My biggest filmmaking/screenwriting influence would have to be Georges Melies. I think the steps he took in furthering cinema were revolutionary (dissolves, transitions, special effects). His approach of mixing illusion with theatre performance into film was second to none. His Fantasy/Sci-fi genre at that time is also something to marvel in. However, what I really admire is the fact that he has written 500 films in under 20 years.

When he didn’t know how to do something he would just use trial and error until he figured it out. He alters equipment to suit his needs. I think what I have learned from his style is not letting barriers ever stop you from doing something, always dream big, and love and appreciate the strange.

Have you ever been obsessed with a movie or TV show? If so, which one? Why?

The television show “Lost” seems intriguing to me. It was the first series where I really broke down the complexities of filmmaking and it all started with what I believe to be more of a rumor/exaggeration. I hear that 30 writers worked for the film. Each given a different character arch to write and develop. It blew my mind to think how on Earth they were able to make this work until I saw season 4’s disaster. Then it all made sense. To the show’s credit, however, many things made it intriguing. The sense of wonder in the plot, the incredible scenery, lurking monsters, and a real emphasis on character development.

Casting was another large checkmark for this series. They find characters that you as the viewer either really love or really hate. Sometimes both and none of this supersized cast is forgettable.

What’s your favorite moment in cinema history? Why?

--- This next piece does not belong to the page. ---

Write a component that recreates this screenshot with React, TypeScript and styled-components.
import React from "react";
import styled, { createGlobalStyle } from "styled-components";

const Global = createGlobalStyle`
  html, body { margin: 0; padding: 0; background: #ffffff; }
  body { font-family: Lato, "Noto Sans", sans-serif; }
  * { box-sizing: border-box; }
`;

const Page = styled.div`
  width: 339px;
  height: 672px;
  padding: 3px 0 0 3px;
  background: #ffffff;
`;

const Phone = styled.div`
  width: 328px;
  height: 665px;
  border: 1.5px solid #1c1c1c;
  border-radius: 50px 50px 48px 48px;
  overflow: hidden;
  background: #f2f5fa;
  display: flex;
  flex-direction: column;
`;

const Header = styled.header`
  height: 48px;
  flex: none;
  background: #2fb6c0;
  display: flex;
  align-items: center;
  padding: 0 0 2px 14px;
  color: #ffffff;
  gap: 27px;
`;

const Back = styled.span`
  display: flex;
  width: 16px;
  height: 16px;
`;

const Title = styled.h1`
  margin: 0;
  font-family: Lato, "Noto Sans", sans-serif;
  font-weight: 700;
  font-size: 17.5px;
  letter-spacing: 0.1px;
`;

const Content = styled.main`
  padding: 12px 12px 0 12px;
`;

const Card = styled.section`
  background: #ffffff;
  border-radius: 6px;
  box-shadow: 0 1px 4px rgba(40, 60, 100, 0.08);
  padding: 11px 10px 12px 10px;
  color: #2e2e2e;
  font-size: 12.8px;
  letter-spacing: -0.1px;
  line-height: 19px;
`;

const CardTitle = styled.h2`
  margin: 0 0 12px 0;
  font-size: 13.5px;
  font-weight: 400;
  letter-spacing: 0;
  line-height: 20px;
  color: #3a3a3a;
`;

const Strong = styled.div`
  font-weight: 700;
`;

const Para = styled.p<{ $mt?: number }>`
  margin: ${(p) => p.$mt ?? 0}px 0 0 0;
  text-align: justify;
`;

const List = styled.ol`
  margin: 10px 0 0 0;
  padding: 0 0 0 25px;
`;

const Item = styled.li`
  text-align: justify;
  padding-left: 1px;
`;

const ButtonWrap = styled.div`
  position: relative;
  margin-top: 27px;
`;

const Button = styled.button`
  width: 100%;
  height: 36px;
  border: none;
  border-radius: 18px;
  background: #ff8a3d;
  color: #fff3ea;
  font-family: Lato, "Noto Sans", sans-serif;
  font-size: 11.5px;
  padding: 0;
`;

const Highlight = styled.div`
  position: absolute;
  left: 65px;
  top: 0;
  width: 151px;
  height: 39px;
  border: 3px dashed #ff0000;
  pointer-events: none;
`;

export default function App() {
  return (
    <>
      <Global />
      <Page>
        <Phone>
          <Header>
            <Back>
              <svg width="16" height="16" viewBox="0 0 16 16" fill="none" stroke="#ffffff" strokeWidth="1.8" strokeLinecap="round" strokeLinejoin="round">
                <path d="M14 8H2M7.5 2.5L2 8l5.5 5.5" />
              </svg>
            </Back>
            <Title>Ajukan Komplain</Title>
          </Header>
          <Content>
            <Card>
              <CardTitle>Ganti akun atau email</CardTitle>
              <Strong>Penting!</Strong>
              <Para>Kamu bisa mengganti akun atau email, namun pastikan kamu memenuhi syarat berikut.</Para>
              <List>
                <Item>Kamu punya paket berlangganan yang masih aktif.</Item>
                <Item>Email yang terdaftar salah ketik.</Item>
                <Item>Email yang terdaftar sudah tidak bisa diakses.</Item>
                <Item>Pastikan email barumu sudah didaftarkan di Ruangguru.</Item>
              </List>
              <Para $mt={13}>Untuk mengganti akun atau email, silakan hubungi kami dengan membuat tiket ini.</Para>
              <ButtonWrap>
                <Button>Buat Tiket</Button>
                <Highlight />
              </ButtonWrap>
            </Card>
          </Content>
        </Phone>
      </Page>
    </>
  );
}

It would have to be when you first see dinosaurs in the original Jurassic Park movie. The “They do travel in herds” scene I remember vividly as I had watched it from the top of my parent’s caravan in a drive-in movie theatre as a kid. Something about that scene just filled you with wonder, adventure, and possibilities.

Who’s your favorite character in cinema history? Why?

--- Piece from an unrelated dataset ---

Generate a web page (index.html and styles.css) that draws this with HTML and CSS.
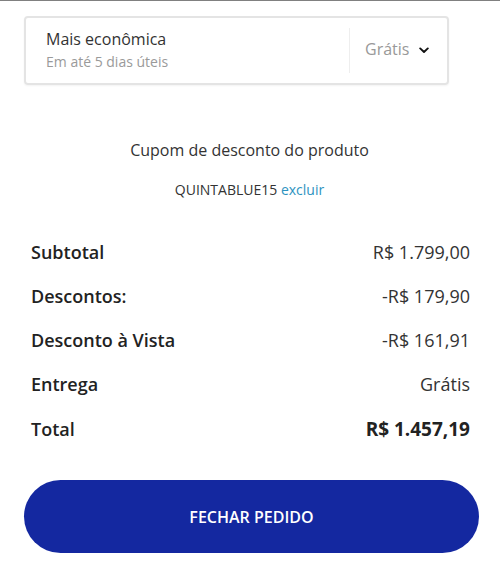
FILE: index.html
```html
<!DOCTYPE html>
<html lang="pt-BR">
<head>
<meta charset="utf-8">
<link rel="stylesheet" href="styles.css">
</head>
<body>
<div class="page">
  <div class="shipping">
    <div class="ship-info">
      <div class="ship-title">Mais econômica</div>
      <div class="ship-sub">Em até 5 dias úteis</div>
    </div>
    <div class="ship-price">
      <span>Grátis</span>
      <svg class="chev" width="10" height="7" viewBox="0 0 10 7"><path d="M1.2 1.4 L5 5 L8.8 1.4" fill="none" stroke="#111" stroke-width="1.9" stroke-linecap="round" stroke-linejoin="round"/></svg>
    </div>
  </div>

  <div class="coupon">
    <div class="coupon-title">Cupom de desconto do produto</div>
    <div class="coupon-code">QUINTABLUE15 <a class="remove">excluir</a></div>
  </div>

  <div class="summary">
    <div class="row"><span class="label">Subtotal</span><span class="value">R$ 1.799,00</span></div>
    <div class="row"><span class="label">Descontos:</span><span class="value">-R$ 179,90</span></div>
    <div class="row"><span class="label">Desconto à Vista</span><span class="value">-R$ 161,91</span></div>
    <div class="row"><span class="label">Entrega</span><span class="value">Grátis</span></div>
    <div class="row total"><span class="label">Total</span><span class="value">R$ 1.457,19</span></div>
  </div>

  <button class="checkout">FECHAR PEDIDO</button>
</div>
</body>
</html>
```
FILE: styles.css
```css
* { box-sizing: border-box; }
html, body { margin: 0; padding: 0; background: #fff; }
body {
  font-family: "Open Sans", "Noto Sans", sans-serif;
  color: #222;
  border-top: 1px solid #808080;
}
.page {
  width: 500px;
  padding: 15px 21px 0 24px;
}
.shipping {
  width: 425px;
  height: 69px;
  border: 2px solid #e4e4e4;
  border-radius: 4px;
  display: flex;
  align-items: center;
  box-shadow: 0 1px 2px rgba(0,0,0,0.05);
}
.ship-info {
  flex: 1;
  padding-left: 20px;
  padding-top: 1px;
}
.ship-title {
  font-size: 16px;
  color: #333;
  line-height: 22px;
}
.ship-sub {
  font-size: 14px;
  color: #9a9a9a;
  line-height: 24px;
}
.ship-price {
  width: 98px;
  height: 45px;
  border-left: 1px solid #eeeeee;
  display: flex;
  align-items: center;
  padding-left: 15px;
  padding-bottom: 3px;
  gap: 10px;
  font-size: 16px;
  color: #999;
}
.chev { display: block; margin-top: 2px; }
.coupon {
  text-align: center;
  padding-right: 4px;
  margin-top: 54px;
}
.coupon-title {
  font-size: 16px;
  color: #333;
  line-height: 22px;
}
.coupon-code {
  margin-top: 19px;
  font-size: 14px;
  color: #333;
  line-height: 20px;
}
.remove { color: #2d93bf; }
.summary {
  margin-top: 40px;
  padding-left: 7px;
  padding-right: 9px;
}
.row {
  display: flex;
  justify-content: space-between;
  align-items: baseline;
  height: 44px;
}
.label {
  font-size: 18px;
  font-weight: 600;
  color: #222;
}
.value {
  font-size: 18px;
  color: #333;
}
.total .value {
  font-size: 19px;
  font-weight: 700;
  color: #222;
}
.checkout {
  display: block;
  margin-top: 20px;
  width: 455px;
  height: 73px;
  border: none;
  border-radius: 37px;
  background: #1428a0;
  color: #fff;
  font-family: inherit;
  font-size: 16px;
  font-weight: 600;
}
```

Definitely Donnie Darko. This complexity and inner struggle of this character were really incomparable to any other portrayal in cinema in my opinion. Jake Gyllenhaal managed to balance this character’s fight with mental health, depression, and a string of relationship hardships in his home and personal life in a genuinely realistic way while still manifesting him into this cult-like fictional character.

If you could talk to anyone from any era, who would it be and what would you ask them?

If I could talk to anyone from any era it will be Alfred Hitcock. I believe Hitchcock to be one of the greatest filmmakers/writers of all time. His ability to shape a story and film it in a more frightening way is miraculous. I think it was the minimalist aspect of it all that intrigued me most:

Minimal staging, minimal characters, minimal effects, simple to follow yet creative, mind-blowing stories. Through brilliant delivery, he was able to make you feel any emotion he wanted exactly when he intended you to. I think I would just ask him about his process, where he came up with his ideas, and what he would look for in other people’s scripts when he made films from stories that were not his own.